元彼Y⑩着地責任
いくつかある部屋に一通り案内されて
彼のプライベートをはじめて見て知った。
活字だらけの難しそうな書籍が壁のラックに並んでいて
仕事に関する膨大な資料がデスクに積み重なっていて
開きっぱなしのデスクトップとノートPC
どこを見ても仕事だらけだった。
家に帰っても仕事しながら寝落ちしてるんだろうな。
こんなに広い部屋に住んでるのに
ここでのんびりする事なんて無いんだろうな。
自炊はしないだろうし洗濯とかどうしてるんだろう。
ぼんやりと、部屋で過ごす彼の姿を想像しながら色々思うことはあったけど深くは触れなかった。
“何にも無いでしょ?”
『うん、生活感は無いかもね』
“違う”
“女の人の物は何も無いでしょってこと”
“何か出て来たら言って”
“すぐ捨てるから笑”
『そんな連れ込んでるの?笑』
“いや僕がじゃなくて、ここ寮だからさ”
“あぁちゃんが不快に思うようなもの無くすから”
何のために?笑
彼の昔の写真とか見ながら
いつもとは違う話題でその日は盛り上がった。
途中でレンタル期限の迫ったDVDが残ってる事を思い出して一緒に観る事になった。
私が彼に教えた切なくて哀しいドラマ。
好きで何度も観てるけど
何回観ても泣ける良い話。
彼には似合わない気がしていたけど、
意外とハマって観てたみたい。
あ、やばい。
泣いちゃうかも、わたし。
このあともっと哀しいシーンが来るんだよな。
泣きたくないな。
一緒に観ない方が良かったな。
なんて思ってたら
横で見ていた彼が私の背後に回って、
私を包み込むように抱いて肩の辺りに顔を乗せて来た。
ふいに距離を詰められてびっくりしたけれど、泣きそうな私を和らげようとしてるんだと思ってしばらくそのままでいた。

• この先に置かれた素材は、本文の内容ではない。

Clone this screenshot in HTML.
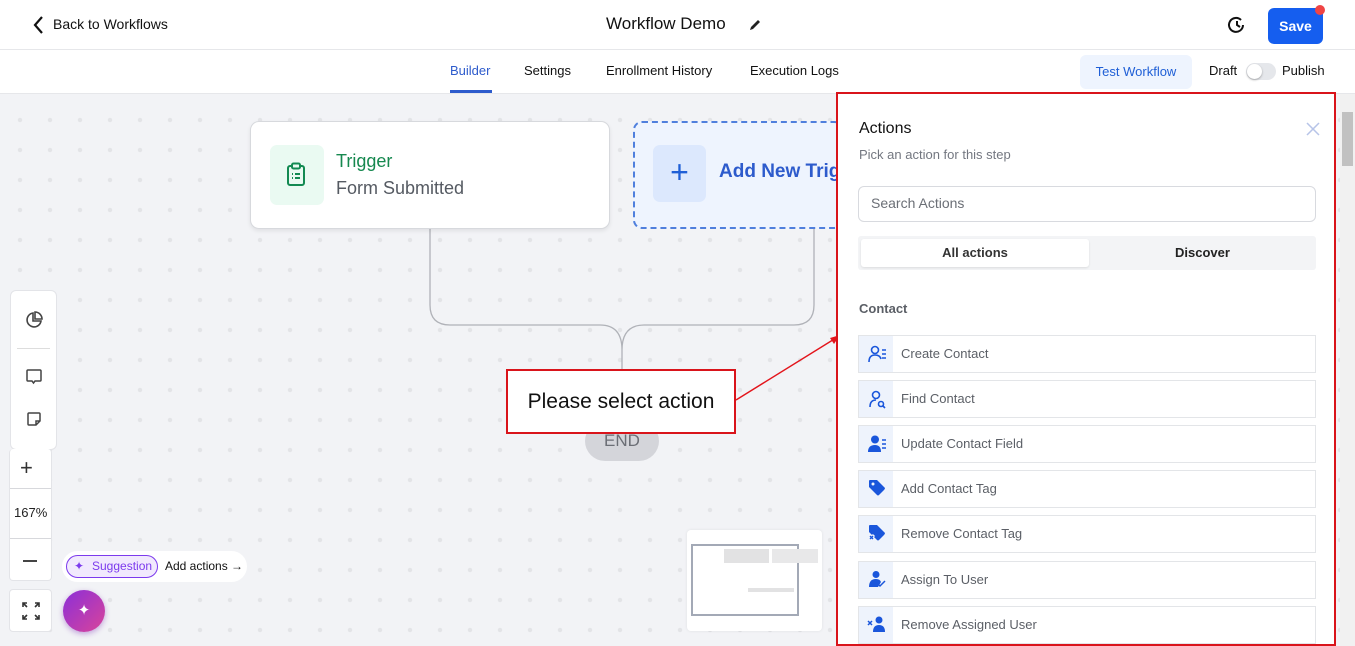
<!DOCTYPE html>
<html><head><meta charset="utf-8"><style>
*{box-sizing:border-box;margin:0;padding:0}
body{width:1355px;height:646px;overflow:hidden;font-family:"Liberation Sans",sans-serif;background:#f2f3f6;position:relative;color:#111}
.top{position:absolute;left:0;top:0;width:1355px;height:50px;background:#fff;border-bottom:1px solid #e6e7ea}
.tabs{position:absolute;left:0;top:50px;width:1355px;height:44px;background:#fff;border-bottom:1px solid #e6e7ea}
.canvas{position:absolute;left:0;top:94px;width:1340px;height:552px;background-color:#f2f3f6;background-image:radial-gradient(circle,#e3e4e7 2px,transparent 2.4px);background-size:30px 30px;background-position:5px 11px}
.abs{position:absolute}
.panel{position:absolute;left:836px;top:92px;width:500px;height:554px;background:#fff;border:2px solid #d9141b}
.item{position:absolute;left:20px;width:458px;height:38px;border:1px solid #e3e5e8;background:#fff}
.item .ic{position:absolute;left:0;top:0;width:34px;height:36px;background:#eef3fc}
.item span{position:absolute;left:42px;top:10px;font-size:13px;color:#5b5f66}
.side{position:absolute;background:#fff;border:1px solid #e3e4e8;border-radius:4px}
</style></head><body>
<div class="top">
 <svg class="abs" style="left:32px;top:15px" width="14" height="20" viewBox="0 0 14 20"><path d="M10 2 L3 10 L10 18" stroke="#111" stroke-width="2.2" fill="none"/></svg>
 <div class="abs" style="left:53px;top:16px;font-size:14px">Back to Workflows</div>
 <div class="abs" style="left:606px;top:14px;font-size:17px">Workflow Demo</div>
 <svg class="abs" style="left:748px;top:18px" width="14" height="14" viewBox="0 0 14 14"><path d="M2 12 L3 9 L10 2 L12 4 L5 11 Z" fill="#222"/></svg>
 <svg class="abs" style="left:1227px;top:15px" width="20" height="20" viewBox="0 0 20 20"><path d="M16 10 A7 7 0 1 1 14 5" stroke="#111" stroke-width="2" fill="none"/><path d="M10 6 V10 L13 12" stroke="#111" stroke-width="2" fill="none"/></svg>
 <div class="abs" style="left:1268px;top:8px;width:55px;height:36px;background:#155eef;border-radius:6px;color:#fff;font-size:14px;font-weight:bold;text-align:center;line-height:36px">Save</div>
 <div class="abs" style="left:1315px;top:5px;width:10px;height:10px;border-radius:50%;background:#ef4444"></div>
</div>
<div class="tabs">
 <div class="abs" style="left:450px;top:13px;font-size:13px;color:#2d5bcc">Builder</div>
 <div class="abs" style="left:450px;top:40px;width:42px;height:3px;background:#2d5bcc"></div>
 <div class="abs" style="left:524px;top:13px;font-size:13px">Settings</div>
 <div class="abs" style="left:606px;top:13px;font-size:13px">Enrollment History</div>
 <div class="abs" style="left:750px;top:13px;font-size:13px">Execution Logs</div>
 <div class="abs" style="left:1080px;top:5px;width:112px;height:34px;background:#eef4fe;border-radius:6px;color:#1f5fd6;font-size:13px;text-align:center;line-height:34px">Test Workflow</div>
 <div class="abs" style="left:1209px;top:13px;font-size:13px">Draft</div>
 <div class="abs" style="left:1246px;top:13px;width:30px;height:17px;border-radius:9px;background:#e5e7eb"><div style="position:absolute;left:1px;top:1px;width:15px;height:15px;border-radius:50%;background:#fff;box-shadow:0 1px 2px rgba(0,0,0,.3)"></div></div>
 <div class="abs" style="left:1282px;top:13px;font-size:13px">Publish</div>
</div>
<div class="canvas"></div>
<div class="abs" style="left:1340px;top:94px;width:15px;height:552px;background:#f1f1f1"></div>
<div class="abs" style="left:1342px;top:112px;width:11px;height:54px;background:#c1c1c1"></div>
<svg class="abs" style="left:420px;top:220px" width="410" height="160" viewBox="0 0 410 160"><path d="M10 0 V85 Q10 105 30 105 H180 Q202 105 202 130 V155 M202 130 Q202 105 224 105 H374 Q394 105 394 85 V0" stroke="#b0b2b8" stroke-width="1.3" fill="none"/></svg>
<div class="abs" style="left:250px;top:121px;width:360px;height:108px;background:#fff;border:1px solid #d7d9dd;border-radius:9px;box-shadow:0 2px 4px rgba(0,0,0,.08)">
 <div class="abs" style="left:19px;top:23px;width:54px;height:60px;background:#eafaf2;border-radius:7px"></div>
 <svg class="abs" style="left:34px;top:40px" width="24" height="26" viewBox="0 0 24 26"><rect x="3" y="4" width="16" height="19" rx="2" stroke="#138a52" stroke-width="2" fill="none"/><rect x="7" y="1.5" width="8" height="5" rx="1.5" stroke="#138a52" stroke-width="2" fill="#eafaf2"/><path d="M7 12h1M10 12h5M7 16h1M10 16h5" stroke="#138a52" stroke-width="2"/></svg>
 <div class="abs" style="left:85px;top:29px;font-size:18px;color:#16884f">Trigger</div>
 <div class="abs" style="left:85px;top:56px;font-size:18px;color:#555a62">Form Submitted</div>
</div>
<div class="abs" style="left:633px;top:121px;width:210px;height:108px;background:#eef4fe;border:2px dashed #4f7fdd;border-radius:9px;border-right:none"></div>
<div class="abs" style="left:653px;top:145px;width:53px;height:57px;background:#dce8fd;border-radius:7px;color:#1f5fd6;font-size:32px;text-align:center;line-height:55px">+</div>
<div class="abs" style="left:719px;top:161px;font-size:19px;font-weight:bold;color:#2d5bcc;width:117px;overflow:hidden;white-space:nowrap">Add New Trigger</div>
<div class="abs" style="left:585px;top:421px;width:74px;height:40px;border-radius:20px;background:#d4d5da;color:#6b6e75;font-size:17px;text-align:center;line-height:40px">END</div>
<div class="abs" style="left:506px;top:369px;width:230px;height:65px;background:#fff;border:2px solid #d9141b;font-size:21px;text-align:center;line-height:61px">Please select action</div>
<svg class="abs" style="left:734px;top:330px" width="110" height="75" viewBox="0 0 110 75"><path d="M2 70 L102 8" stroke="#e3141b" stroke-width="1.4"/><path d="M106 5 L96 8 L100 14 Z" fill="#e3141b"/></svg>
<div class="side" style="left:10px;top:290px;width:47px;height:160px;border-radius:6px">
 <svg class="abs" style="left:13px;top:19px" width="20" height="20" viewBox="0 0 20 20"><path d="M9 3 A7 7 0 1 0 17 11 H9 Z" stroke="#444" stroke-width="1.6" fill="none"/><path d="M11 2 A7 7 0 0 1 18 9 H11 Z" stroke="#444" stroke-width="1.6" fill="none"/></svg>
 <div class="abs" style="left:6px;top:57px;width:33px;height:1px;background:#ddd"></div>
 <svg class="abs" style="left:14px;top:77px" width="18" height="18" viewBox="0 0 18 18"><path d="M2 3 Q2 2 3 2 H15 Q16 2 16 3 V12 Q16 13 15 13 H10 L8.5 15 L7 13 H3 Q2 13 2 12 Z" stroke="#444" stroke-width="1.5" fill="none"/></svg>
 <svg class="abs" style="left:15px;top:120px" width="16" height="16" viewBox="0 0 16 16"><path d="M3 2 H13 Q14 2 14 3 V10 L10 14 H3 Q2 14 2 13 V3 Q2 2 3 2 Z M10 14 V10 H14" stroke="#444" stroke-width="1.5" fill="none"/></svg>
</div>
<div class="side" style="left:9px;top:449px;width:43px;height:132px;border-top:none"></div>
<div class="abs" style="left:20px;top:455px;font-size:22px;color:#333">+</div>
<div class="abs" style="left:10px;top:488px;width:41px;height:1px;background:#d7d8dc"></div>
<div class="abs" style="left:14px;top:505px;font-size:13px;color:#222">167%</div>
<div class="abs" style="left:10px;top:538px;width:41px;height:1px;background:#d7d8dc"></div>
<div class="abs" style="left:23px;top:560px;width:14px;height:2px;background:#444"></div>
<div class="side" style="left:9px;top:589px;width:43px;height:43px">
 <svg class="abs" style="left:12px;top:12px" width="18" height="18" viewBox="0 0 18 18" fill="none" stroke="#333" stroke-width="1.6"><path d="M1 5V1h4M1 1l4 4M17 5V1h-4M17 1l-4 4M1 13v4h4M1 17l4-4M17 13v4h-4M17 17l-4-4"/></svg>
</div>
<div class="abs" style="left:62px;top:551px;width:185px;height:31px;background:#fff;border-radius:16px"></div>
<div class="abs" style="left:66px;top:555px;width:92px;height:23px;border:1px solid #7c3aed;border-radius:12px;background:#f1e9fd;color:#7c3aed;font-size:12px;line-height:21px;padding-left:25px">Suggestion</div>
<div class="abs" style="left:74px;top:559px;color:#7c3aed;font-size:12px">✦</div>
<div class="abs" style="left:165px;top:559px;font-size:12px">Add actions →</div>
<div class="abs" style="left:63px;top:590px;width:42px;height:42px;border-radius:50%;background:linear-gradient(135deg,#8b2fd8,#d9449a);box-shadow:0 2px 6px rgba(120,40,180,.4);color:#fff;text-align:center;line-height:42px;font-size:15px">✦</div>
<div class="abs" style="left:687px;top:530px;width:135px;height:101px;background:#fff;border-radius:4px;box-shadow:0 0 3px rgba(0,0,0,.08)">
 <div class="abs" style="left:4px;top:14px;width:108px;height:72px;border:2px solid #a3a9b6"></div>
 <div class="abs" style="left:37px;top:19px;width:45px;height:14px;background:#e2e2e3"></div>
 <div class="abs" style="left:85px;top:19px;width:46px;height:14px;background:#e8e8e9"></div>
 <div class="abs" style="left:61px;top:58px;width:46px;height:4px;background:#e2e2e3"></div>
</div>
<div class="panel">
 <div class="abs" style="left:21px;top:26px;font-size:16px">Actions</div>
 <div class="abs" style="left:21px;top:53px;font-size:13px;color:#737780">Pick an action for this step</div>
 <svg class="abs" style="left:468px;top:28px" width="14" height="14" viewBox="0 0 14 14"><path d="M1 1 L13 13 M13 1 L1 13" stroke="#b7c4e8" stroke-width="1.5"/></svg>
 <div class="abs" style="left:20px;top:92px;width:458px;height:36px;border:1px solid #d8dadf;border-radius:6px;font-size:14px;color:#6b6f76;padding:8px 12px">Search Actions</div>
 <div class="abs" style="left:20px;top:142px;width:458px;height:34px;background:#f3f4f6;border-radius:3px"></div>
 <div class="abs" style="left:23px;top:145px;width:228px;height:28px;background:#fff;border-radius:3px;box-shadow:0 1px 2px rgba(0,0,0,.1);font-size:13px;font-weight:bold;text-align:center;line-height:28px;color:#333">All actions</div>
 <div class="abs" style="left:251px;top:145px;width:227px;height:28px;font-size:13px;font-weight:bold;text-align:center;line-height:28px;color:#222">Discover</div>
 <div class="abs" style="left:21px;top:207px;font-size:13px;font-weight:bold;color:#5b5f66">Contact</div>
 <div class="item" style="top:241px"><div class="ic"><svg style="margin:8px 0 0 9px" width="20" height="20" viewBox="0 0 20 20" fill="none" stroke="#1a56db" stroke-width="1.6"><circle cx="7" cy="6" r="3.5"/><path d="M1 18 Q1 11 7 11 Q12 11 13 15"/><path d="M14 6h4M14 10h4M14 14h4"/></svg></div><span>Create Contact</span></div>
 <div class="item" style="top:286px"><div class="ic"><svg style="margin:8px 0 0 9px" width="20" height="20" viewBox="0 0 20 20" fill="none" stroke="#1a56db" stroke-width="1.6"><circle cx="8" cy="6" r="3.5"/><path d="M2 18 Q2 11 8 11"/><circle cx="13" cy="15" r="2.5"/><path d="M15 17l2 2"/></svg></div><span>Find Contact</span></div>
 <div class="item" style="top:331px"><div class="ic"><svg style="margin:8px 0 0 9px" width="20" height="20" viewBox="0 0 20 20" fill="#1a56db"><circle cx="7" cy="5.5" r="4"/><path d="M0 18 Q0 11 7 11 Q13 11 13 18Z"/><path d="M14 6h4M14 10h4M14 14h4" stroke="#1a56db" stroke-width="1.6"/></svg></div><span>Update Contact Field</span></div>
 <div class="item" style="top:376px"><div class="ic"><svg style="margin:8px 0 0 9px" width="18" height="18" viewBox="0 0 18 18" fill="#1a56db"><path d="M1 2 Q1 1 2 1 H9 L17 9 Q17 10 16 11 L11 16 Q10 17 9 16 L1 8Z"/><circle cx="5" cy="5" r="1.5" fill="#eef3fc"/></svg></div><span>Add Contact Tag</span></div>
 <div class="item" style="top:421px"><div class="ic"><svg style="margin:8px 0 0 9px" width="18" height="18" viewBox="0 0 18 18" fill="#1a56db"><path d="M1 2 Q1 1 2 1 H9 L17 9 Q17 10 16 11 L11 16 Q10 17 9 16 L1 8Z"/><path d="M1 11l5 5M6 11l-5 5" stroke="#eef3fc" stroke-width="3"/><path d="M2 12l3 3M5 12l-3 3" stroke="#1a56db" stroke-width="1.4"/></svg></div><span>Remove Contact Tag</span></div>
 <div class="item" style="top:467px"><div class="ic"><svg style="margin:8px 0 0 9px" width="18" height="18" viewBox="0 0 18 18" fill="#1a56db"><circle cx="8" cy="4.5" r="3.5"/><path d="M1 17 Q1 9 8 9 Q12 9 13 12 L10 17Z"/><path d="M10 14l2 2 5-5" stroke="#1a56db" stroke-width="1.5" fill="none"/></svg></div><span>Assign To User</span></div>
 <div class="item" style="top:512px"><div class="ic"><svg style="margin:8px 0 0 8px" width="20" height="18" viewBox="0 0 20 18" fill="#1a56db"><circle cx="12" cy="5" r="3.5"/><path d="M6 17 Q6 10 12 10 Q18 10 18 17Z"/><path d="M1 6l4 4M5 6l-4 4" stroke="#1a56db" stroke-width="1.5"/></svg></div><span>Remove Assigned User</span></div>
</div>
</body></html>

なんとなく気になって腕を掴んで肩の上にある彼の顔を見ようとすると、それを阻止するかのように一瞬グッと腕に力が入った。
その瞬間、私の視界にポタっと雫が落ちるのが見えた。
え?
顔を見ようとしてみるけど
腕で押さえられて振り向けない。
私の胸にまた雫が落ちる。
え?
泣いてる?
泣いてるよね確実に
嘘でしょー
抱きしめたのは
私じゃなくて自分の為だったの?笑
抱きしめる力が時々強くなる。
鼻をすする音が聞こえる。
私の胸に落ちた涙が服に滲んでいく。
ちょっと待って
本当に泣いてる
ガチで涙流してる
この人こんなに純粋だったの?
こんなにポロポロ泣くなんて
確かにこのドラマは最高に泣けるけど
そんなに感受性強かったの?
めちゃくちゃ意外なんですけど
彼の腕を抱えてじっとしてた。
手を撫でながら彼の感情が治まるのを待った。
恥ずかしいのかなやっぱり
男としてはこの後どうして欲しいものだっけ?
気が済むまでこのままでいてあげるべきだよね
何分そうしてたかな。
画面からはもうドラマの音は消えて
部屋は静かになっていた。
“泣いちゃった”
そっち向いてもいい?
言葉にはしなかったけど
腕を緩めて彼の顔を見た。
こんな至近距離ではじめて見たけど
キレイな目してたんだね。
この時、第一声が出て来なくて何だか見つめ合っちゃったけど、笑う空気では無かったよね。
キスされそう。
この”間”は流れ的にそうなりそうなんだけど。
どうしよう。
流した方がいいよね。
一旦、落ち着こ?
どうして欲しいかな。
とりあえず
顔が近過ぎるから抱きしめるしかないか。
私なりの精一杯の着地点笑
その時彼がどう感じたかは分からない。
想定外だったかもしれないし
勘違いさせたのかもしれないし。
ギュッと抱きしめ返して来た彼を感じて
一瞬、あれ?間違えちゃったかな?
って思ったけど、感動して涙を流した彼を愛しく感じたのは本当だし、あの空気はそうするしか無かった気がする私としては。
だけど結局、長い沈黙の後、私達はキスをしてしまった。
壊すつもりが新たな流れを生んでしまって、
誤解を招いた私が責任を取る羽目になったと思ってる。